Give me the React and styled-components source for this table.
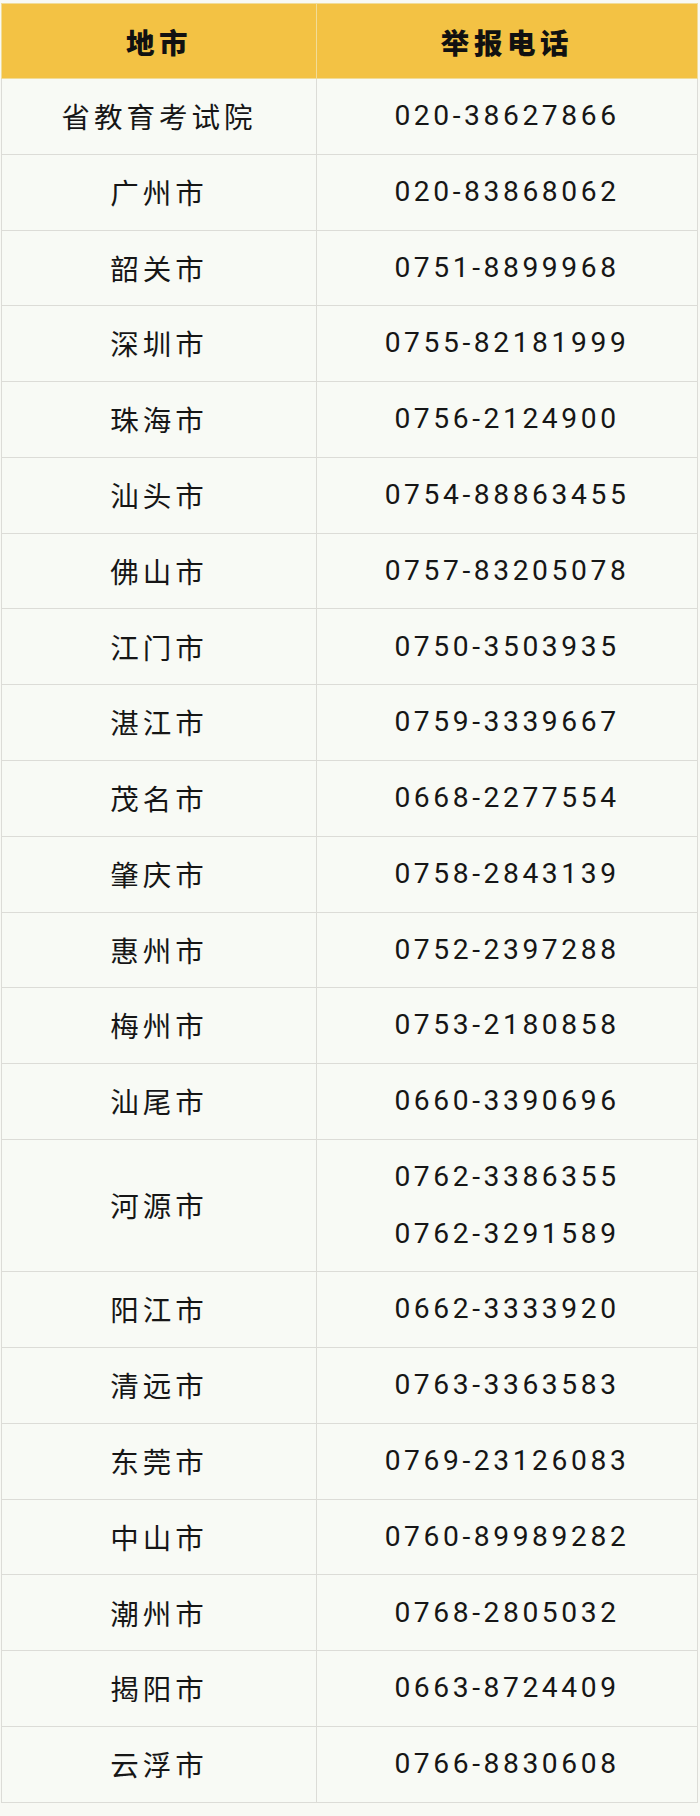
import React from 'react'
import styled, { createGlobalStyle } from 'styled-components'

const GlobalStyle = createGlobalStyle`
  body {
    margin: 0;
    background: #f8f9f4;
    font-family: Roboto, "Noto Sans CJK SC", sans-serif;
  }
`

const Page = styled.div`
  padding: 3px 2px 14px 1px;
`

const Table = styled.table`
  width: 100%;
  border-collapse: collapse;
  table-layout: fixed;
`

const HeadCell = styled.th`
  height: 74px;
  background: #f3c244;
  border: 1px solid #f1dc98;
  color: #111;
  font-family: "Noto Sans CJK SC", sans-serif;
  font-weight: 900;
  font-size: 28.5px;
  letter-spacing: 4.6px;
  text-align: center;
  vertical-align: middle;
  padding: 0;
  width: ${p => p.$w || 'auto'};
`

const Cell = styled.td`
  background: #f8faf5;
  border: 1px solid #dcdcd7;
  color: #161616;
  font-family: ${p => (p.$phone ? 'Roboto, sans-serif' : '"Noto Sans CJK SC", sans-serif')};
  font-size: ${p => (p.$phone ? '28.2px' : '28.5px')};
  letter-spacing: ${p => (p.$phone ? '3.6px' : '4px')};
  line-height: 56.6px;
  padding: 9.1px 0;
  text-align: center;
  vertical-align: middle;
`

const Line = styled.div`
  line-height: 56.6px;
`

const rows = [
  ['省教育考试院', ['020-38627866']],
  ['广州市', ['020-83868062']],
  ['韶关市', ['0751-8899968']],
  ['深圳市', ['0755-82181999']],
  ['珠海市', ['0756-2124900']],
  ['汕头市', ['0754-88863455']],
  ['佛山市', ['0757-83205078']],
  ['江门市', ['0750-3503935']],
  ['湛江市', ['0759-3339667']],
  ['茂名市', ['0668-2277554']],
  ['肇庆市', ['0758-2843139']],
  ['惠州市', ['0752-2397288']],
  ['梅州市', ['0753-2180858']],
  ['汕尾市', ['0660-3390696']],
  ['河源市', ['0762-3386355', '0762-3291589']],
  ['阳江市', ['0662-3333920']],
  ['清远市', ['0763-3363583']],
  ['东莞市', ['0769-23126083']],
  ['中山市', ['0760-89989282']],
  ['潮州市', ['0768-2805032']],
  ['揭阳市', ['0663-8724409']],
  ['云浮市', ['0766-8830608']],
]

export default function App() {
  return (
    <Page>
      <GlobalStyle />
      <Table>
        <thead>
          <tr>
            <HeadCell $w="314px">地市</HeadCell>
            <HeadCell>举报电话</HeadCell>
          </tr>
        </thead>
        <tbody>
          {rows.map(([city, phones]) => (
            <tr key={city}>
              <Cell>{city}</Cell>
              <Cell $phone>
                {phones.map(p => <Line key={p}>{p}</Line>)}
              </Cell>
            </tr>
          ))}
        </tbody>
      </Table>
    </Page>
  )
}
* * *
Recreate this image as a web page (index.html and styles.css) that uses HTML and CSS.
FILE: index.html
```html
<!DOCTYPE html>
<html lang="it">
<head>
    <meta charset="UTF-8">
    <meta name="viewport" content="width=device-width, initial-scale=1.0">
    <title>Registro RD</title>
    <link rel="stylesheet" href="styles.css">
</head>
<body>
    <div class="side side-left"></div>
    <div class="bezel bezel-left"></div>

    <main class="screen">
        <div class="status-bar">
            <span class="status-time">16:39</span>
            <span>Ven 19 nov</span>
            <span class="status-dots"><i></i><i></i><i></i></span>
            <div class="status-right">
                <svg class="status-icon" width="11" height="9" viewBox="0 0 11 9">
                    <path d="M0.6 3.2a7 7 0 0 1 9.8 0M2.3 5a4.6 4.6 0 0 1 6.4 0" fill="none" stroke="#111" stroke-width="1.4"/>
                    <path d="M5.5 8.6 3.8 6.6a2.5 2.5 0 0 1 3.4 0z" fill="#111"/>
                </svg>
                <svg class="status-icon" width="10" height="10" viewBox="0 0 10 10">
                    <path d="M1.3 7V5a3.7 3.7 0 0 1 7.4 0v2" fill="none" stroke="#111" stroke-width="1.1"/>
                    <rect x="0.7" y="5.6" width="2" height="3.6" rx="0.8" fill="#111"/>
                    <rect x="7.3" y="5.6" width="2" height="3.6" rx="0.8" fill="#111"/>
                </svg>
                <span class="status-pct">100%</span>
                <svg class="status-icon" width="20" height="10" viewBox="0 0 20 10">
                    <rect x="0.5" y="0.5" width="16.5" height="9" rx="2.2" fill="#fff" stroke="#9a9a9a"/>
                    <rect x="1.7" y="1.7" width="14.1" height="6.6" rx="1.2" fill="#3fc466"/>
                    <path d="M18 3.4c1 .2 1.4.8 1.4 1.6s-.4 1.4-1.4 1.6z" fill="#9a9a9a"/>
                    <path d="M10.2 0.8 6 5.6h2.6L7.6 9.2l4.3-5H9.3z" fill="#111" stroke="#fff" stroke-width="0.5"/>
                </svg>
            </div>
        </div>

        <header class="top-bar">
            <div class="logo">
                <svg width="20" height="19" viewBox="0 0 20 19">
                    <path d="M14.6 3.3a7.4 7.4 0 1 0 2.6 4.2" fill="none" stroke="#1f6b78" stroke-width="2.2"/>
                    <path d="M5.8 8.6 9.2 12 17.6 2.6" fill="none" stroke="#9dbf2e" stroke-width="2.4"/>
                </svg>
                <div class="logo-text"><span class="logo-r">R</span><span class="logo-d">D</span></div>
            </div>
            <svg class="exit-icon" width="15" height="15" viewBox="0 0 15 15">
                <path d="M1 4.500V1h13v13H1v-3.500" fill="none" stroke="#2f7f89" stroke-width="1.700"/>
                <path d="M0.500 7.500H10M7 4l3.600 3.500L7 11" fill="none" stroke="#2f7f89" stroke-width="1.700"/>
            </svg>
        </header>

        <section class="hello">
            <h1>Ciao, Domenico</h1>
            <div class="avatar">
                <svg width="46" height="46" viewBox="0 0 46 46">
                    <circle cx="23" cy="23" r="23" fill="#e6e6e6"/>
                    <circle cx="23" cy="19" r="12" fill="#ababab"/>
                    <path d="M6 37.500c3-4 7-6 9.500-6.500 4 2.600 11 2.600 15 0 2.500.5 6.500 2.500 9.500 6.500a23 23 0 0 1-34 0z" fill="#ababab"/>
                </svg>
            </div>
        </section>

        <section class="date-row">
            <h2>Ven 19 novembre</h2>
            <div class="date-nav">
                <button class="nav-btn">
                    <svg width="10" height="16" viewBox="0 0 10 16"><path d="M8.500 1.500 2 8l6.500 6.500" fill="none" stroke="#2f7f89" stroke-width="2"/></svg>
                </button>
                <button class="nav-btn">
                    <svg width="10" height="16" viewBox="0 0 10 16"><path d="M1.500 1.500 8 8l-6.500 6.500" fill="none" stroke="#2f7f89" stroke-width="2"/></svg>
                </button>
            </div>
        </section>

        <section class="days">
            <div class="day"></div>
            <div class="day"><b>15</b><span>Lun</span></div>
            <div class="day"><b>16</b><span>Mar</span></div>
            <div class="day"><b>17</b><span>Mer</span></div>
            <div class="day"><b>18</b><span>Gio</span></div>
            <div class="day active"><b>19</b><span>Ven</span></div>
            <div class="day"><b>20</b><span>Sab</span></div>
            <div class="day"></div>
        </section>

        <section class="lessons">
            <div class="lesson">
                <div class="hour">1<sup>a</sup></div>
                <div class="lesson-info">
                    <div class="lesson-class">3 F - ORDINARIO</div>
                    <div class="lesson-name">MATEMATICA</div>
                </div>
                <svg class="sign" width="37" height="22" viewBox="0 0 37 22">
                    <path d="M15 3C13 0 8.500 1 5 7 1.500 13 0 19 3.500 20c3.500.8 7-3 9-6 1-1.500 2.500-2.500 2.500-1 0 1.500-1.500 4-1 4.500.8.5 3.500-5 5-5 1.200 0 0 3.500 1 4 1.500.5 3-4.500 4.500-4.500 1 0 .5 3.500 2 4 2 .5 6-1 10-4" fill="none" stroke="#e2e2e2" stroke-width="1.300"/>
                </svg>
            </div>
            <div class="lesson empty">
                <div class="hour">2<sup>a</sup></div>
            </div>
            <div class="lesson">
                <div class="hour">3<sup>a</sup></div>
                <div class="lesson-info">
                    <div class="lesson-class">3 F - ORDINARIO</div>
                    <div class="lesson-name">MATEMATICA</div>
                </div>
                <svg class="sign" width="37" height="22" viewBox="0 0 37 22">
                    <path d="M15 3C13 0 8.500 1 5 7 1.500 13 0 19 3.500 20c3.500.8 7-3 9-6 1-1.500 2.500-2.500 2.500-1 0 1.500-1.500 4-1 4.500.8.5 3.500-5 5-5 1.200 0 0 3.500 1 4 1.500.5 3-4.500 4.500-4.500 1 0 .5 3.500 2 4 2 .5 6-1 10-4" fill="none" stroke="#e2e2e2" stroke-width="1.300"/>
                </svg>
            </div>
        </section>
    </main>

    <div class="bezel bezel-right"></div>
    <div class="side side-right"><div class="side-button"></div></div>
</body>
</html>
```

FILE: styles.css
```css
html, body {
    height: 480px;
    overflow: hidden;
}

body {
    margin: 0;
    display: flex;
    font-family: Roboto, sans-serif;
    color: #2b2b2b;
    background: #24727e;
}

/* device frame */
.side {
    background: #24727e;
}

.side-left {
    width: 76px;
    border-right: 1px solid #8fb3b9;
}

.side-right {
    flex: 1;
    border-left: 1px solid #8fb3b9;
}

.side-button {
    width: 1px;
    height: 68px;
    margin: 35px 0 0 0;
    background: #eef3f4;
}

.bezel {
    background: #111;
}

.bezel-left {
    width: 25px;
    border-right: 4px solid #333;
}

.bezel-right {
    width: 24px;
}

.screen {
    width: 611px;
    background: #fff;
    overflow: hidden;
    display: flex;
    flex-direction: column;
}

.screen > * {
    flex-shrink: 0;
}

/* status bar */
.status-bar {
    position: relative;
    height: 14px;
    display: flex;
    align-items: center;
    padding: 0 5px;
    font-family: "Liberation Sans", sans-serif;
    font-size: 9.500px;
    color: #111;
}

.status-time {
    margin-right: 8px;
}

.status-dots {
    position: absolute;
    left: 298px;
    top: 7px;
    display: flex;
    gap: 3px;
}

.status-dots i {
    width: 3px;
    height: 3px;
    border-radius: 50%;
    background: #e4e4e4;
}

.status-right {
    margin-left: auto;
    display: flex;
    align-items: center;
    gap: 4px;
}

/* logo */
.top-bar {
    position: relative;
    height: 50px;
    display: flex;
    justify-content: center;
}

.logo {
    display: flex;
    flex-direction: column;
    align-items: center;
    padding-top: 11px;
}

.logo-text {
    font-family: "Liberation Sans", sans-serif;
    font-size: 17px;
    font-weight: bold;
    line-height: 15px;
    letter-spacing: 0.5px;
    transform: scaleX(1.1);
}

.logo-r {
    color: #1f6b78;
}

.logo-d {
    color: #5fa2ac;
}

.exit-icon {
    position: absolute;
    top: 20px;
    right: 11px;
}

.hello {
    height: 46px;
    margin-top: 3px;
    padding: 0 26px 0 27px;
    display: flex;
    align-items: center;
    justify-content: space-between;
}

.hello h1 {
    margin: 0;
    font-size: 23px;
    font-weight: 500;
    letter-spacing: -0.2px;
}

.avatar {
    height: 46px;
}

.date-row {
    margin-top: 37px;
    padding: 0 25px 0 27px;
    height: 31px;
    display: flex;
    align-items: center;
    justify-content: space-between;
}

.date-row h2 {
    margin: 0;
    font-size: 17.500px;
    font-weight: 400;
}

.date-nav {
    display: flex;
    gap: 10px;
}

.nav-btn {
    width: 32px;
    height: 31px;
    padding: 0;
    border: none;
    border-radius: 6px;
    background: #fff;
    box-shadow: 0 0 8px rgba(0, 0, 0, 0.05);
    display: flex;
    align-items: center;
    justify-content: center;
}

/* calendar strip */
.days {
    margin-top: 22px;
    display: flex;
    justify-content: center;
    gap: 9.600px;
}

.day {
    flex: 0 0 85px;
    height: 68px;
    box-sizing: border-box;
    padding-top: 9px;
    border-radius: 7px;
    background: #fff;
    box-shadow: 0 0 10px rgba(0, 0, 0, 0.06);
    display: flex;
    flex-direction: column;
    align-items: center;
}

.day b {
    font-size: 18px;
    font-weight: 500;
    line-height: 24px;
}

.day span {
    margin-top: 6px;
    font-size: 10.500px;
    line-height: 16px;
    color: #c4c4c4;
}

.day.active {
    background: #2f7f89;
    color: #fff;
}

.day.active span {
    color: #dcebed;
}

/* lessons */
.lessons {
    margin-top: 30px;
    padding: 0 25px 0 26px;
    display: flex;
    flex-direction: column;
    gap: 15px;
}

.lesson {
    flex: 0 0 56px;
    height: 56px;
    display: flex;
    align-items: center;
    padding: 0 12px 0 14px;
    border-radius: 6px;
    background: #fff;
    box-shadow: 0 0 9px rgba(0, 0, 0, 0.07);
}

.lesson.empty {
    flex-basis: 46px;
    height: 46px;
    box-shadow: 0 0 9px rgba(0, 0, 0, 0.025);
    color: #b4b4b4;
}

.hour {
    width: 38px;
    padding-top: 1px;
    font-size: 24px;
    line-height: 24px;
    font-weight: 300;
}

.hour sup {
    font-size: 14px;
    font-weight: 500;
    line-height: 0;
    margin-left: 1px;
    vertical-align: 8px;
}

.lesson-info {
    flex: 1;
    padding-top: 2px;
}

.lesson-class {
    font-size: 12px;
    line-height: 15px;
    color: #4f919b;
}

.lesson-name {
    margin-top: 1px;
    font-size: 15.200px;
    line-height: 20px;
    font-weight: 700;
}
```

Given exercise: Track down the lines that include the word "this" and copy them.

The answer:
Give me the React and styled-components source for this table.
Recreate this image as a web page (index.html and styles.css) that uses HTML and CSS.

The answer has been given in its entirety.